An example: Every Apple device with a headphone jack since 2013 (probably long before) including iPods, iPhones and MacBooks has that little proprietary chip with ultrasonic chirp authentication integrated to control playback and volume by the EarPods headphone remote. Now there is a USB-C to 3.5mm Adapter as well as USB-C EarPods that still support this... No Windows Laptop has ever had this. The funny thing is, that Linux now supports these USB-C Apple thingies because they register as input and output devices and that the Apple 3.5mm Adapters now also support other brands headphones with Android.

4 comments

> ultrasonic chirp authentication

Source? Can't find any good source on this.

https://tinymicros.com/wiki/Apple_iPod_Remote_Protocol

My guess is, that Apple did not invent this to prevent others from implementing it or have something proprietary, but just because the iPod Shuffle used the same connector for Headphones and USB (see page 8 in [1]), so they somehow had to ensure, what type of cable is connected to prevent damage to the iPod.

Another interesting fact:

The iPod classic 2009 does support some of the features (play/pause, next, previous), but lacks support for fast forward and rewind (click + hold, 2 clicks + hold).

1: https://cdsassets.apple.com/live/6GJYWVAV/user/locale/de-de/...

Wow, very interesting example.
> There are too many people involved.

Some people think that's an advantage.

Yeah, apple, they can be huge a-holes simply because they can. Your integration story is nice, but same company does this actively: If you have airpods pro (2nd gen in this case) that kept working fine with apple phone, but then you got tired/annoyed/disgusted by their OS and ecosystem and migrated to Samsung S24 (my wife' story), those plugs effectively stop working via bluetooth.

Disconnects, no good ANC, pairing is beyond miserable. Use them again with another iphone and they work fine. Now somebody could claim apple engineers are so incompetent they can't implement basic bluetooth connection that plugs from china for 10 bucks can do better but I have problem believing that.

So that tight integration you praise so much can be absolute curse for arrogant behavior that apple is definitely not stranger to. Open standards and competition forces companies to behave nicely and ie buy bluetooth plugs without worry if any source device will work with it, not some wishful thinking. Main reason I never owned apple device and most probably never will, just insulting behavior towards me as paying customer.
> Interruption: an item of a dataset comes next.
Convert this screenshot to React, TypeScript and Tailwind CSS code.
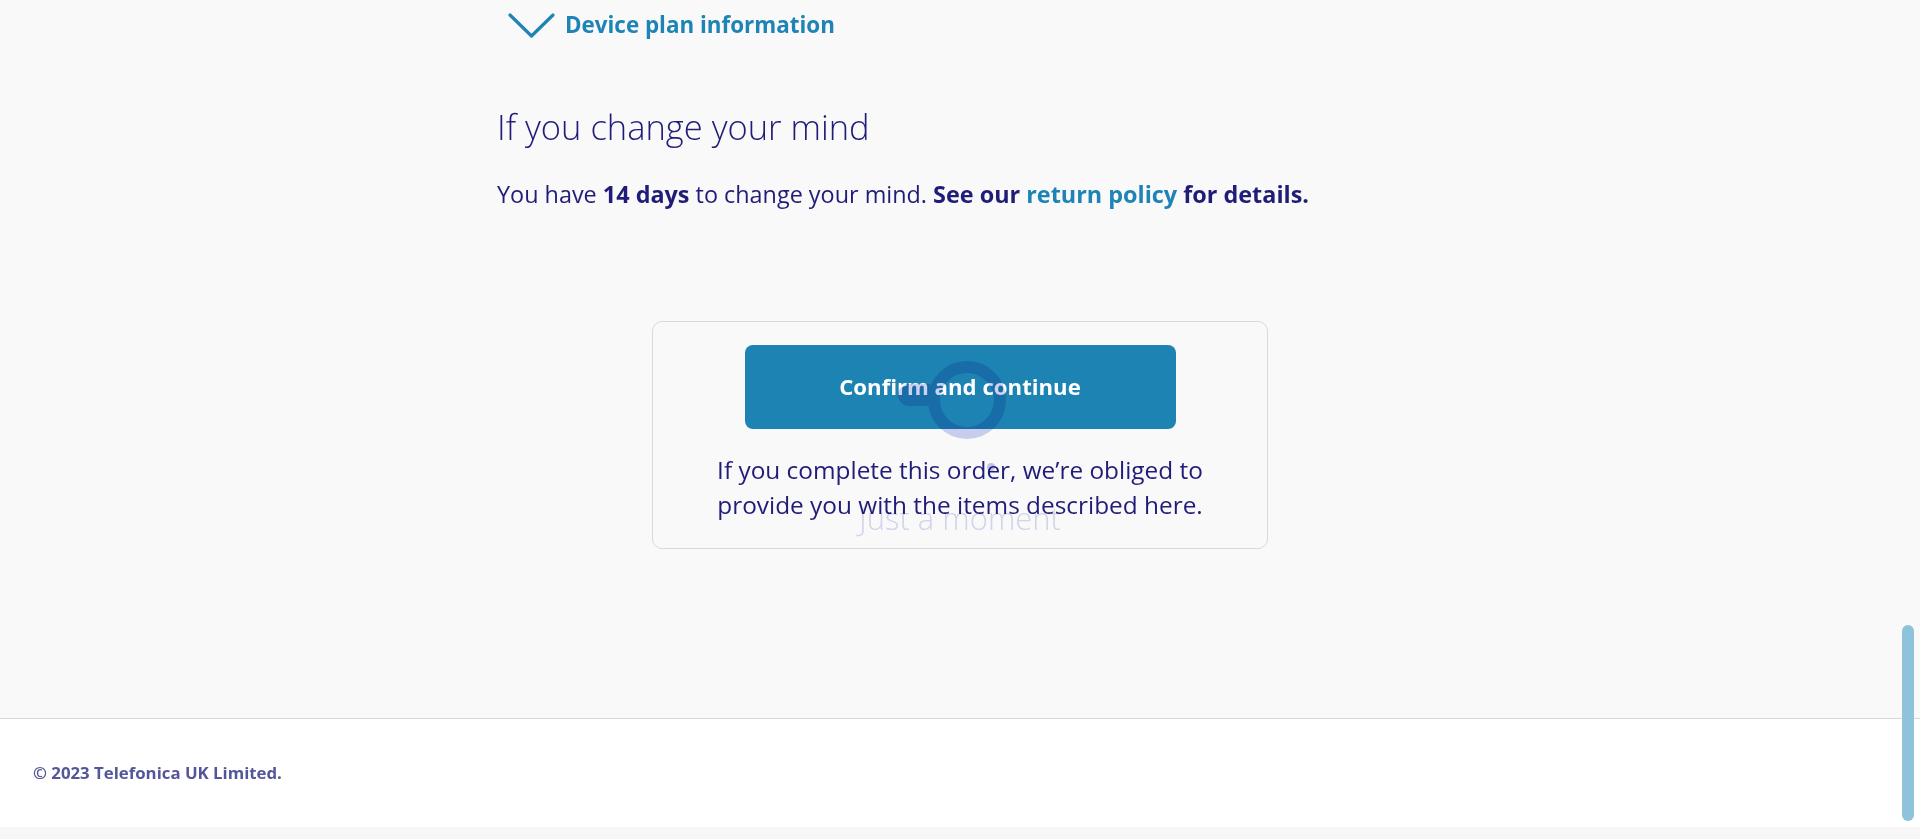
import React from "react";

function Chevron() {
  return (
    <svg width="47" height="26" viewBox="0 0 47 26" fill="none" className="shrink-0">
      <polyline points="2,3 23.5,24 45,3" stroke="#1d84b5" strokeWidth="3.2" strokeLinecap="round" strokeLinejoin="round" />
    </svg>
  );
}

function Spinner() {
  return (
    <svg
      width="130"
      height="130"
      viewBox="0 0 130 130"
      className="absolute left-[234px] top-[20px] mix-blend-multiply pointer-events-none"
    >
      <circle cx="80" cy="58" r="33" stroke="#cdd2f1" strokeWidth="12" fill="none" />
      <rect x="11" y="42" width="40" height="22" rx="11" fill="#cdd2f1" />
      <circle cx="104" cy="125" r="4" fill="#c4c9ee" />
    </svg>
  );
}

export default function App() {
  return (
    <div className="relative min-h-[839px] bg-[#f9f9f9] font-['Open_Sans',sans-serif] text-[#201d78]">
      <main className="mx-auto h-[718px] w-[926px]">
        <div className="flex h-[49px] items-center gap-[10px] pl-[11px]">
          <Chevron />
          <span className="text-[22.4px] font-bold text-[#1d84b5]">Device plan information</span>
        </div>
        <h2 className="mt-[57px] h-[42px] text-[34.5px] font-light leading-[42px]">If you change your mind</h2>
        <p className="mt-[31px] h-[30px] text-[23.4px] leading-[30px]">
          You have <b className="font-bold">14 days</b> to change your mind.{" "}
          <b className="font-bold">See our</b>{" "}
          <a className="font-bold text-[#1d84b5]">return policy</a>{" "}
          <b className="font-bold">for details.</b>
        </p>
        <div className="mt-[112px] flex justify-center">
          <div className="relative flex w-[616px] flex-col items-center rounded-[10px] border border-[#d9d9d9] bg-[#f9f9f9] pt-[23px] pb-[26px]">
            <button className="flex h-[84px] w-[431px] items-center justify-center rounded-[8px] bg-[#1d83b2] text-[22.2px] font-bold text-white">
              Confirm and continue
            </button>
            <p className="mt-[23px] text-center text-[24.4px] leading-[35px]">
              If you complete this order, we’re obliged to
              <br />
              provide you with the items described here.
            </p>
            <Spinner />
            <div className="pointer-events-none absolute left-0 right-0 top-[176px] text-center text-[31px] font-light leading-[40px] text-[#d6d9f0] mix-blend-multiply blur-[0.6px]">
              Just a moment
            </div>
          </div>
        </div>
      </main>
      <footer className="flex h-[109px] items-center border-t border-[#d6d6d6] bg-white pl-[33px]">
        <span className="text-[16.8px] font-bold text-[#55559a]">© 2023 Telefonica UK Limited.</span>
      </footer>
      <div className="h-[12px] bg-[#f7f7f7]" />
      <div className="absolute right-[6px] top-[625px] h-[196px] w-[12px] rounded-full bg-[#8fc3dc]" />
    </div>
  );
}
User error? I also have 2nd gen Airpod Pros and they work fine with my S24 Ultra. The only thing that doesn't work is automatic connecting, which is actually a feature I'd like to turn off.
Yeah, but I hear that bluetooth is a bad massive standard and there are multiple versions of bluetooth, so one bluetooth earpiece not working with a rival device is believable.
I think we have a misunderstanding here...

I'm done with Apple for years, probably forever. It is hard to look at the MacBook knowing it's the best hardware and still not buy it, but I chose Openness and right to repair and will buy a framework 13 pro as soon as I can afford it.

Your story is exactly the reason I'm not buying Apple any more. However, knowing that Google does prevent the headphones longpress / hold from being handled in any audio app at the OS level is not really better and I simply have to admit, Apple does some things really well.

That said, the problem stays the same: Microsoft trying to release a notebook that can compete with Apples much smaller and tightly integrated portfolio is probably prone to fail.

I'm still glad for every alternative out there. Although I don't believe that Intel + NVidia will have a much better integration than amd strix halo in the HP Zbook G1a

Not a phone, but I use my old first gen AirPods Pro with my Windows laptop for work just fine using Bluetooth. I haven’t had any problems at all with them.

One thing I did was completely remove them from my Apple account and factory reset them, so they didn’t try to join my iPhone or my personal laptop. Maybe try that to see if it helps with your issues?

is this a story you hallucinated or something you actually experienced?